My name is Kim Nanson, many of you know me already but for those that don't I will give you a brief introduction...I am a fulltime caregiver to a wounded warrior.
The world and life I had known changed forever on April 4, 2008. Thousands of miles away while the children and I were just waking up to start our day, their father, my husband was lying on the ground fighting to take one more breath.
Several hours passed before I would even know that an incident had occurred and that Kevin was severely wounded. The next twelve hours would be the beginning of a roller coaster of emotions ranging in everything from sheer joy to paralyzing fear. Six hours after first being notified that Kevin was injured, my phone rang and it was my 20 year old son telling me that his dad was intubated, struggling to breathe and he didn't think his dad would survive.
I am not only the wife of a soldier but I am the mother of one too. My boys both infantry soldiers deployed to Afghanistan to serve on the same tour.
What I didn't know, what no one could have prepared me for, is that neither of my boys would ever be the same again. My family would never be the same again, I would never be the same person, wife or mother.
On April 4, 2008 the bomb that ripped through Kevin's body had a ripple effect that I would have never believed. Today almost 9 years later, the ripples are still felt and seen.
I am hopeful that by sharing my experiences with everyone, anyone who is in a caregiver role will know that they are not alone.

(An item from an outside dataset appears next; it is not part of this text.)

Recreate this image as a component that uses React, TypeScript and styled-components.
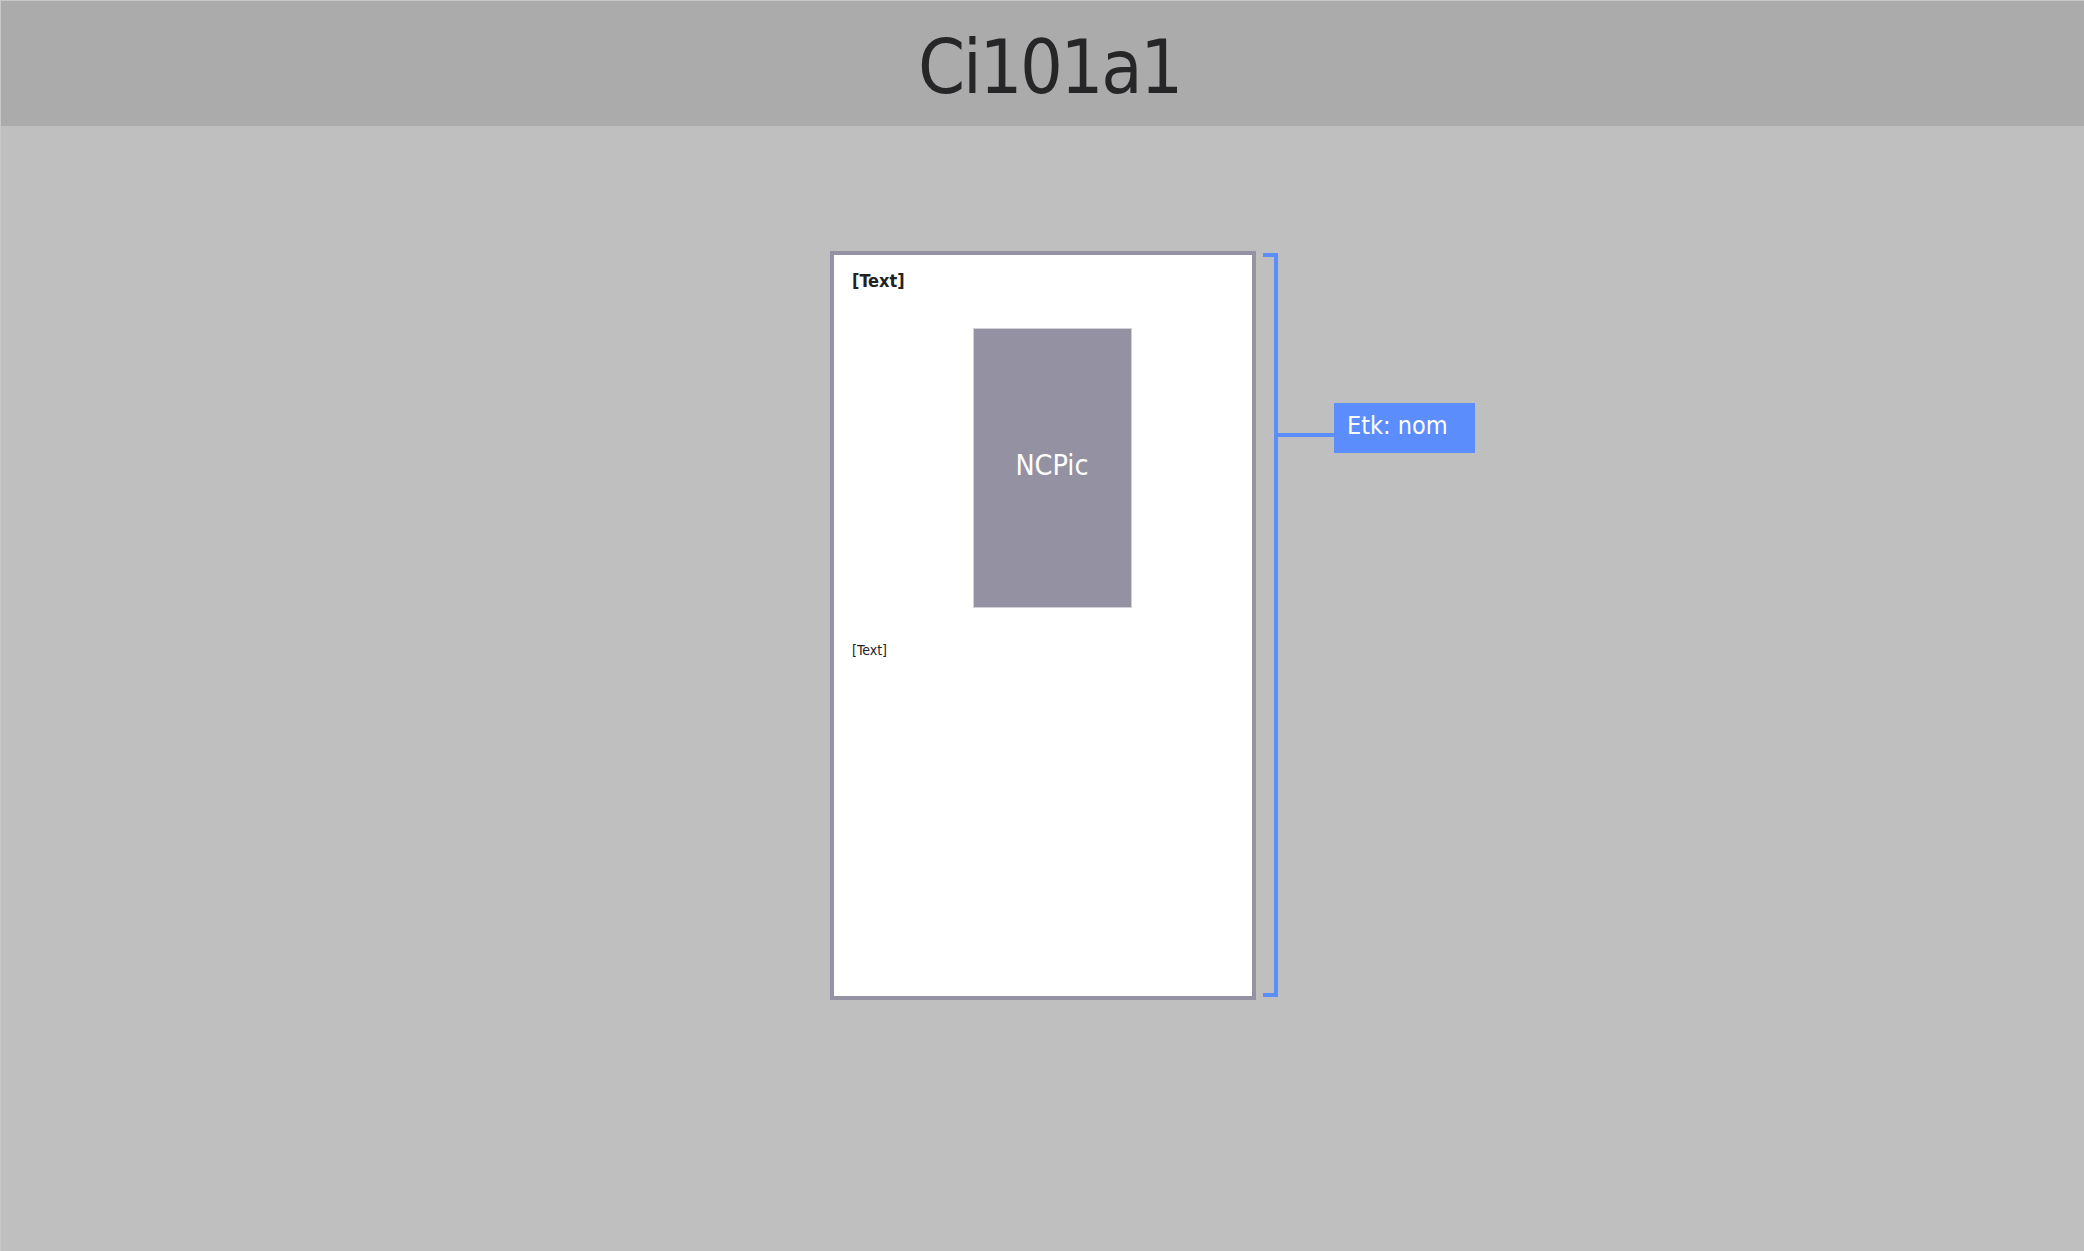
import styled, { createGlobalStyle } from 'styled-components'

const GlobalStyle = createGlobalStyle`
  html, body {
    margin: 0;
    padding: 0;
    background: #bfbfbf;
  }
  body {
    font-family: "DejaVu Sans Condensed", "DejaVu Sans", sans-serif;
  }
`

const blue = '#5b8efc'

const Page = styled.div`
  width: 2084px;
  height: 1251px;
  box-sizing: border-box;
  background: #bfbfbf;
  border-left: 1px solid #c9c9c9;
  border-top: 1px solid #c6c6c6;
  overflow: hidden;
`

const Header = styled.header`
  height: 125px;
  box-sizing: border-box;
  padding: 7px 0 0 14px;
  background: #ababab;
  text-align: center;
`

const Title = styled.h1`
  margin: 0;
  font-family: "DejaVu Sans Condensed", "DejaVu Sans", sans-serif;
  font-weight: normal;
  font-size: 75px;
  line-height: 118px;
  letter-spacing: -2.3px;
  color: #262628;
`

const Main = styled.main`
  display: grid;
  grid-template-columns: 1fr 426px 1fr;
  align-items: start;
  padding: 125px 0 0 1px;
`

const Card = styled.section`
  grid-column: 2;
  height: 749px;
  box-sizing: border-box;
  border: 4px solid #9592a4;
  background: #ffffff;
  padding: 16px 0 0 18px;
`

const Heading = styled.div`
  font-family: "DejaVu Sans Condensed", "DejaVu Sans", sans-serif;
  font-weight: bold;
  font-size: 18px;
  line-height: 20px;
  color: #222222;
`

const Pic = styled.div`
  width: 159px;
  height: 280px;
  box-sizing: border-box;
  margin: 37px auto 0;
  padding-bottom: 6px;
  background: #9391a2;
  border: 1px solid #d2d1d9;
  display: flex;
  align-items: center;
  justify-content: center;
  color: #ffffff;
  font-size: 28.5px;
  font-family: "DejaVu Sans Condensed", "DejaVu Sans", sans-serif;
`

const Caption = styled.div`
  margin-top: 34px;
  font-family: "DejaVu Sans Condensed", "DejaVu Sans", sans-serif;
  font-size: 14px;
  line-height: 16px;
  color: #222222;
`

const Annotation = styled.div`
  grid-column: 3;
  display: flex;
  align-items: flex-start;
  padding-left: 7px;
`

const Bracket = styled.div`
  width: 15px;
  height: 744px;
  margin-top: 2px;
  box-sizing: border-box;
  border: 4px solid ${blue};
  border-left: none;
`

const Connector = styled.div`
  width: 56px;
  height: 4px;
  margin-top: 182px;
  background: ${blue};
`

const Label = styled.div`
  width: 141px;
  height: 50px;
  margin-top: 152px;
  box-sizing: border-box;
  padding: 9px 0 0 13px;
  background: ${blue};
  color: #ffffff;
  font-family: "DejaVu Sans Condensed", "DejaVu Sans", sans-serif;
  font-size: 25px;
  line-height: 28px;
  white-space: nowrap;
`

export default function App() {
  return (
    <>
      <GlobalStyle />
      <Page>
        <Header>
          <Title>Ci101a1</Title>
        </Header>
        <Main>
          <Card>
            <Heading>[Text]</Heading>
            <Pic>NCPic</Pic>
            <Caption>[Text]</Caption>
          </Card>
          <Annotation>
            <Bracket />
            <Connector />
            <Label>Etk: nom</Label>
          </Annotation>
        </Main>
      </Page>
    </>
  )
}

The feelings and emotions we feel are real and are now our "new normal".
In the coming weeks I will continue to tell my story.
The trials, the tribulations, the good, the bad and yes the ugly truths we as caregivers embrace..............to be continued.......

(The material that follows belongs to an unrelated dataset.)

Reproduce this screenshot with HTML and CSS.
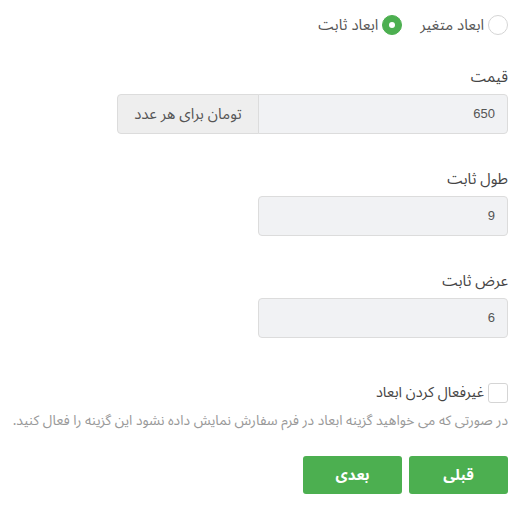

sorry I have been away so long, life has a way of pushing things away out of our control.
As I said above I am now nine years into being a caregiver. I have weathered many storms, some mild, some severe and a few hurricanes along the way. I think that each storm has made me stronger and hopefully a little wiser. Life as a caregiver is ever changing, be prepared for a roller coaster ride that never ends..this is what I tell new caregivers when they ask me what to expect..expect the unexpected every day, in any given second, minute or hour life and plans can take a turn.
In 2008, Kevin's medical prognosis was he should recover almost fully, by 2010 he was suffering seizures and his health was not improving, progress had halted. In 2012 we were told by medical professionals that Kevin needed to prepare for life and dependency in and with a wheelchair, he has lost 80% of his mobility now, walking with a cane for small distances but relying on the chair for most daily tasks.
The hardest day was not when he got told this, not when his first chair was delivered but the day he was told that his career was over, that was his hardest day!
Although he has always tried to push through and endure, he knew he could not do that this time, there was no place for him any longer in the Canadian Army. He was no longer able to be an infantry soldier, not just a job it was who he was, his identity. It took him time..a lot of time...to figure out that life after the military could be full and rewarding, that change is not always bad and life truly is what you make it.
As his life and path was changing so was mine. It began gradually, first with taking over the household day to day stuff, managing the children, managing his appointments and his daily needs to becoming what my job is today...a fulltime caregiver. I had stopped working shortly after we knew the extent of his injuries. he was broken physically but he was also broken mentally. Kevin was diagnosed with a TBI(traumatic brain injury). I became his extra brain and today I continue that, I fill in all he forgets, I retell stories with him to try to fill in the blank spots in his memories.
The good days now out weigh the bad ones but the stress and hopelessness still creep up on me some days, I have learned how to mange and sometimes hide it ....we should never hide it but honestly it happens. I like so many others need to practice more self care and learn to take some much needed "me time." I think all caregivers struggle with taking time, I think that we all think it is selfish and unnecessary, however I have seen a lot of caregivers suffer mentally and lose themselves because they didn't take regular breaks. It is strength not weakness when we recharge and breathe.
I am hoping to post some other caregiver stories over the next few weeks, I would love to have others send me their stories and by sharing experiences we can grow and learn...we can see that we are not alone and its ok to not be ok!!